*Direction:* Search the material below for the string "page" and extract each line that has it.

-------- Data lines

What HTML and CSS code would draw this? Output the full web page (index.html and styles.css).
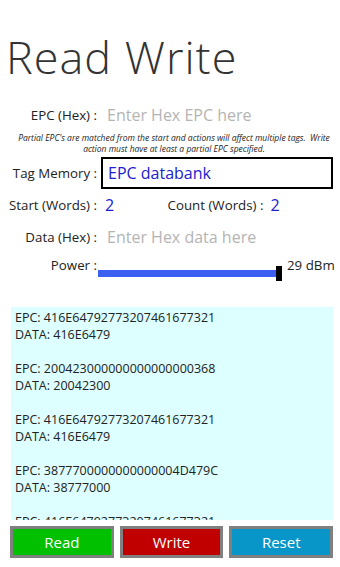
FILE: index.html
```html
<!DOCTYPE html>
<html lang="en">

<head>
  <meta charset="UTF-8">
  <meta name="viewport" content="width=device-width, initial-scale=1.0">
  <title>Read Write</title>
  <link rel="stylesheet" href="styles.css">
</head>

<body>
  <div class="page">
    <h1 class="title">Read Write</h1>

    <div class="row row-epc">
      <span class="label">EPC (Hex) :</span>
      <span class="hint">Enter Hex EPC here</span>
    </div>

    <p class="note">Partial EPC's are matched from the start and actions will affect multiple tags.&nbsp; Write action must have at least a partial EPC specified.</p>

    <div class="row row-mem">
      <span class="label">Tag Memory :</span>
      <div class="select">EPC databank</div>
    </div>

    <div class="row row-words">
      <span class="label">Start (Words) :</span>
      <span class="num">2</span>
      <span class="label count">Count (Words) :</span>
      <span class="num">2</span>
    </div>

    <div class="row row-data">
      <span class="label">Data (Hex) :</span>
      <span class="hint">Enter Hex data here</span>
    </div>

    <div class="row row-power">
      <span class="label">Power :</span>
      <div class="slider">
        <div class="track"></div>
        <div class="thumb"></div>
      </div>
      <span class="dbm">29 dBm</span>
    </div>

    <div class="tagList">
      <div class="tagItem">EPC: 416E64792773207461677321<br>DATA: 416E6479</div>
      <div class="tagItem">EPC: 200423000000000000000368<br>DATA: 20042300</div>
      <div class="tagItem">EPC: 416E64792773207461677321<br>DATA: 416E6479</div>
      <div class="tagItem">EPC: 3877700000000000004D479C<br>DATA: 38777000</div>
      <div class="tagItem">EPC: 416E64792773207461677321<br>DATA: 416E6479</div>
    </div>

    <div class="buttons">
      <button class="btn btn-read">Read</button>
      <button class="btn btn-write">Write</button>
      <button class="btn btn-reset">Reset</button>
    </div>
  </div>
</body>

</html>
```

FILE: styles.css
```css
* {
  margin: 0;
  padding: 0;
  box-sizing: border-box;
  font-family: "Open Sans", "Noto Sans", Arial, sans-serif;
}

body {
  background: #fff;
  color: #222;
}

.page {
  width: 340px;
  height: 567px;
  padding: 0 7px 0 11px;
  overflow: hidden;
}

.title {
  font-size: 45px;
  font-weight: 300;
  line-height: 52px;
  color: #333;
  margin: 31px 0 0 -5px;
  letter-spacing: 1px;
}

.row {
  display: flex;
  align-items: center;
}

.label {
  width: 86px;
  display: flex;
  justify-content: flex-end;
  font-size: 13.3px;
  color: #222;
  white-space: nowrap;
  flex-shrink: 0;
}

.hint {
  font-size: 16px;
  color: #b4b4b4;
  margin-left: 10px;
}

.row-epc {
  height: 26px;
  margin-top: 19px;
}

.note {
  font-size: 8.5px;
  font-style: italic;
  line-height: 11px;
  text-align: center;
  color: #222;
  margin: 4px 0 0 4px;
}

.row-mem {
  margin-top: 3px;
}

.select {
  margin-left: 4px;
  width: 232px;
  height: 32px;
  border: 2px solid #000;
  font-size: 16px;
  line-height: 28px;
  padding-left: 5px;
  color: #2020d0;
}

.row-words {
  height: 30px;
  margin-top: 1px;
}

.num {
  font-size: 16px;
  color: #2020d0;
  margin-left: 8px;
  width: 64px;
}

.count {
  width: auto;
}

.row-words .num:last-child {
  margin-left: 7px;
}

.row-data {
  height: 30px;
  margin-top: 2px;
}

.row-power {
  height: 24px;
  margin-top: 3px;
  align-items: flex-start;
}

.row-power .label {
  line-height: 20px;
}

.slider {
  position: relative;
  width: 185px;
  height: 24px;
  margin-left: 1px;
  flex-shrink: 0;
}

.track {
  position: absolute;
  left: 0;
  top: 15px;
  width: 180px;
  height: 7px;
  background: #3b5ff0;
}

.thumb {
  position: absolute;
  left: 178px;
  top: 11px;
  width: 6px;
  height: 15px;
  background: #000;
}

.dbm {
  font-size: 13.3px;
  line-height: 20px;
  margin-left: 4px;
  white-space: nowrap;
}

.tagList {
  margin-top: 28px;
  height: 213px;
  background: #ddffff;
  padding: 2px 0 0 4px;
  overflow: hidden;
}

.tagItem {
  font-size: 12.5px;
  line-height: 17px;
  color: #222;
  margin-bottom: 17px;
  white-space: nowrap;
}

.buttons {
  display: flex;
  gap: 6px;
  margin: 6px 0 0 -1px;
}

.btn {
  flex: 1;
  height: 32px;
  border: 3px solid #808080;
  color: #fff;
  font-size: 15px;
}

.btn-read {
  background: #00c000;
}

.btn-write {
  background: #c00000;
}

.btn-reset {
  background: #0896c8;
}
```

----------------

*Solution below:*
What HTML and CSS code would draw this? Output the full web page (index.html and styles.css).
  <div class="page">
.page {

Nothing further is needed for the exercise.